▶ _GOAL_
Go through the listing and copy every line word for word.

━━━━━ COLLECTED MATERIAL

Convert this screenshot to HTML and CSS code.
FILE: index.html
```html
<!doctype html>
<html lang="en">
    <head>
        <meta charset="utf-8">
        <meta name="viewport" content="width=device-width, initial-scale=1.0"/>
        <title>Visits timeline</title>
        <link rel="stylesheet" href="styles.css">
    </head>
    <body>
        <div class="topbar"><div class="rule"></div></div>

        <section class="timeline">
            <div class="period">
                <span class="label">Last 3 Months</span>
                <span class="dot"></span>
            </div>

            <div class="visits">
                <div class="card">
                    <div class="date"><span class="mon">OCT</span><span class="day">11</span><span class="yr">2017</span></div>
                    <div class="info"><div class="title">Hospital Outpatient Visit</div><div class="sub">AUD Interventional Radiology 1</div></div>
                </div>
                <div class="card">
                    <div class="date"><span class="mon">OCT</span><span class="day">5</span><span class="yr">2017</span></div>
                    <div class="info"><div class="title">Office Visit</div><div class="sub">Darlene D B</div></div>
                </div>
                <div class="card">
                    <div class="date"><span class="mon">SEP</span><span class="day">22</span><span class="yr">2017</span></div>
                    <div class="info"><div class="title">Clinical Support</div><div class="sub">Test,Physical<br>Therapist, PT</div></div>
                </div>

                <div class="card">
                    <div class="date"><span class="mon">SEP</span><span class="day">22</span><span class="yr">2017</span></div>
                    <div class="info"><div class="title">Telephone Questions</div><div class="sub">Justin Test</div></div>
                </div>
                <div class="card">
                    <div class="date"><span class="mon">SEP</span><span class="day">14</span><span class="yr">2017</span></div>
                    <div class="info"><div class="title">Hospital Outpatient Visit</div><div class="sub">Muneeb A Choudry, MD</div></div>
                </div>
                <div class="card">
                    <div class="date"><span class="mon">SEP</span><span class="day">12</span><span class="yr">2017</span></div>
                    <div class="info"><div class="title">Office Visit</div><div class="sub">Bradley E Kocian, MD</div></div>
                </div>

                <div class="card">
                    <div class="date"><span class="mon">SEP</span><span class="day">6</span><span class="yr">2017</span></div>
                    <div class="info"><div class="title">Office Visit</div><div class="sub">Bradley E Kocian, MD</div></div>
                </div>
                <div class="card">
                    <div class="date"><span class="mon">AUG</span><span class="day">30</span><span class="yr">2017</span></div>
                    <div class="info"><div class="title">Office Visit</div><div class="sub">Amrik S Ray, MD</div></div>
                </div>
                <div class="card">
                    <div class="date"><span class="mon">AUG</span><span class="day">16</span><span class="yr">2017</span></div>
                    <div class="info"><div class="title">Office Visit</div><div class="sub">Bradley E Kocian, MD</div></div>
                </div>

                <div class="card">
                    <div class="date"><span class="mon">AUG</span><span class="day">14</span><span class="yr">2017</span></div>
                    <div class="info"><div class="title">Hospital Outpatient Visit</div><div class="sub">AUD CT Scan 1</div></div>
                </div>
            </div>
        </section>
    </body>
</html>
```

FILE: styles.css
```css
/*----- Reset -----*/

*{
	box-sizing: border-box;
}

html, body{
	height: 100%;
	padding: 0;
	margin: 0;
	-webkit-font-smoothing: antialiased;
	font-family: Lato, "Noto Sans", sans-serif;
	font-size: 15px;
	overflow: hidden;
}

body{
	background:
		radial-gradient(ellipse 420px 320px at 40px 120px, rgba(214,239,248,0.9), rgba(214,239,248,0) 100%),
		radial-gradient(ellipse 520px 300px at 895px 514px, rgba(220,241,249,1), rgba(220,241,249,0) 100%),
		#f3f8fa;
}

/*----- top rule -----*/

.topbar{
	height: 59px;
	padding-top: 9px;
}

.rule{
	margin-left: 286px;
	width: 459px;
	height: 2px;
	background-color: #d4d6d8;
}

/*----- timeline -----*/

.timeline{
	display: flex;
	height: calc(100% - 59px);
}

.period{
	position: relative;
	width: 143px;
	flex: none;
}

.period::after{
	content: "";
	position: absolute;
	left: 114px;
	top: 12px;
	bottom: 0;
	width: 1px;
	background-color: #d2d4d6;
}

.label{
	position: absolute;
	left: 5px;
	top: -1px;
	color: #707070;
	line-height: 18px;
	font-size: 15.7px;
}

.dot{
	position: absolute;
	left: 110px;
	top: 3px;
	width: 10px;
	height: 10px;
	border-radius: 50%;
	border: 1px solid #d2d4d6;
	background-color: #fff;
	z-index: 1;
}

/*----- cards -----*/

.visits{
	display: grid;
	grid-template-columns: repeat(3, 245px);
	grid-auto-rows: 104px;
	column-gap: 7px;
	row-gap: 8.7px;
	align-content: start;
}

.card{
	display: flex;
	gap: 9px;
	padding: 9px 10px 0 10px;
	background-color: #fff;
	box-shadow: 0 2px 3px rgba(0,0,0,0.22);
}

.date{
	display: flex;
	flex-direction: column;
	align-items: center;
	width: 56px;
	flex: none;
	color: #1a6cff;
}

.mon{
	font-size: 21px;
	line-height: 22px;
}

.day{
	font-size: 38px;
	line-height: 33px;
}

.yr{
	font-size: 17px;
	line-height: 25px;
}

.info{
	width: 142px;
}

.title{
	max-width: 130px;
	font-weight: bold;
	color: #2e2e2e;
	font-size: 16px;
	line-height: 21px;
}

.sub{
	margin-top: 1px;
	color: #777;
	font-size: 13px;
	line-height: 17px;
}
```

━━━━━━━━━━

▶ _TASK RESPONSE_
Convert this screenshot to HTML and CSS code.
FILE: index.html
```html
<!doctype html>
<html lang="en">
    <head>
        <meta charset="utf-8">
        <meta name="viewport" content="width=device-width, initial-scale=1.0"/>
        <title>Visits timeline</title>
        <link rel="stylesheet" href="styles.css">
    </head>
    <body>
        <div class="topbar"><div class="rule"></div></div>

        <section class="timeline">
            <div class="period">
                <span class="label">Last 3 Months</span>
                <span class="dot"></span>
            </div>

            <div class="visits">
                <div class="card">
                    <div class="date"><span class="mon">OCT</span><span class="day">11</span><span class="yr">2017</span></div>
                    <div class="info"><div class="title">Hospital Outpatient Visit</div><div class="sub">AUD Interventional Radiology 1</div></div>
                </div>
                <div class="card">
                    <div class="date"><span class="mon">OCT</span><span class="day">5</span><span class="yr">2017</span></div>
                    <div class="info"><div class="title">Office Visit</div><div class="sub">Darlene D B</div></div>
                </div>
                <div class="card">
                    <div class="date"><span class="mon">SEP</span><span class="day">22</span><span class="yr">2017</span></div>
                    <div class="info"><div class="title">Clinical Support</div><div class="sub">Test,Physical<br>Therapist, PT</div></div>
                </div>

                <div class="card">
                    <div class="date"><span class="mon">SEP</span><span class="day">22</span><span class="yr">2017</span></div>
                    <div class="info"><div class="title">Telephone Questions</div><div class="sub">Justin Test</div></div>
                </div>
                <div class="card">
                    <div class="date"><span class="mon">SEP</span><span class="day">14</span><span class="yr">2017</span></div>
                    <div class="info"><div class="title">Hospital Outpatient Visit</div><div class="sub">Muneeb A Choudry, MD</div></div>
                </div>
                <div class="card">
                    <div class="date"><span class="mon">SEP</span><span class="day">12</span><span class="yr">2017</span></div>
                    <div class="info"><div class="title">Office Visit</div><div class="sub">Bradley E Kocian, MD</div></div>
                </div>

                <div class="card">
                    <div class="date"><span class="mon">SEP</span><span class="day">6</span><span class="yr">2017</span></div>
                    <div class="info"><div class="title">Office Visit</div><div class="sub">Bradley E Kocian, MD</div></div>
                </div>
                <div class="card">
                    <div class="date"><span class="mon">AUG</span><span class="day">30</span><span class="yr">2017</span></div>
                    <div class="info"><div class="title">Office Visit</div><div class="sub">Amrik S Ray, MD</div></div>
                </div>
                <div class="card">
                    <div class="date"><span class="mon">AUG</span><span class="day">16</span><span class="yr">2017</span></div>
                    <div class="info"><div class="title">Office Visit</div><div class="sub">Bradley E Kocian, MD</div></div>
                </div>

                <div class="card">
                    <div class="date"><span class="mon">AUG</span><span class="day">14</span><span class="yr">2017</span></div>
                    <div class="info"><div class="title">Hospital Outpatient Visit</div><div class="sub">AUD CT Scan 1</div></div>
                </div>
            </div>
        </section>
    </body>
</html>
```

FILE: styles.css
```css
/*----- Reset -----*/

*{
	box-sizing: border-box;
}

html, body{
	height: 100%;
	padding: 0;
	margin: 0;
	-webkit-font-smoothing: antialiased;
	font-family: Lato, "Noto Sans", sans-serif;
	font-size: 15px;
	overflow: hidden;
}

body{
	background:
		radial-gradient(ellipse 420px 320px at 40px 120px, rgba(214,239,248,0.9), rgba(214,239,248,0) 100%),
		radial-gradient(ellipse 520px 300px at 895px 514px, rgba(220,241,249,1), rgba(220,241,249,0) 100%),
		#f3f8fa;
}

/*----- top rule -----*/

.topbar{
	height: 59px;
	padding-top: 9px;
}

.rule{
	margin-left: 286px;
	width: 459px;
	height: 2px;
	background-color: #d4d6d8;
}

/*----- timeline -----*/

.timeline{
	display: flex;
	height: calc(100% - 59px);
}

.period{
	position: relative;
	width: 143px;
	flex: none;
}

.period::after{
	content: "";
	position: absolute;
	left: 114px;
	top: 12px;
	bottom: 0;
	width: 1px;
	background-color: #d2d4d6;
}

.label{
	position: absolute;
	left: 5px;
	top: -1px;
	color: #707070;
	line-height: 18px;
	font-size: 15.7px;
}

.dot{
	position: absolute;
	left: 110px;
	top: 3px;
	width: 10px;
	height: 10px;
	border-radius: 50%;
	border: 1px solid #d2d4d6;
	background-color: #fff;
	z-index: 1;
}

/*----- cards -----*/

.visits{
	display: grid;
	grid-template-columns: repeat(3, 245px);
	grid-auto-rows: 104px;
	column-gap: 7px;
	row-gap: 8.7px;
	align-content: start;
}

.card{
	display: flex;
	gap: 9px;
	padding: 9px 10px 0 10px;
	background-color: #fff;
	box-shadow: 0 2px 3px rgba(0,0,0,0.22);
}

.date{
	display: flex;
	flex-direction: column;
	align-items: center;
	width: 56px;
	flex: none;
	color: #1a6cff;
}

.mon{
	font-size: 21px;
	line-height: 22px;
}

.day{
	font-size: 38px;
	line-height: 33px;
}

.yr{
	font-size: 17px;
	line-height: 25px;
}

.info{
	width: 142px;
}

.title{
	max-width: 130px;
	font-weight: bold;
	color: #2e2e2e;
	font-size: 16px;
	line-height: 21px;
}

.sub{
	margin-top: 1px;
	color: #777;
	font-size: 13px;
	line-height: 17px;
}
```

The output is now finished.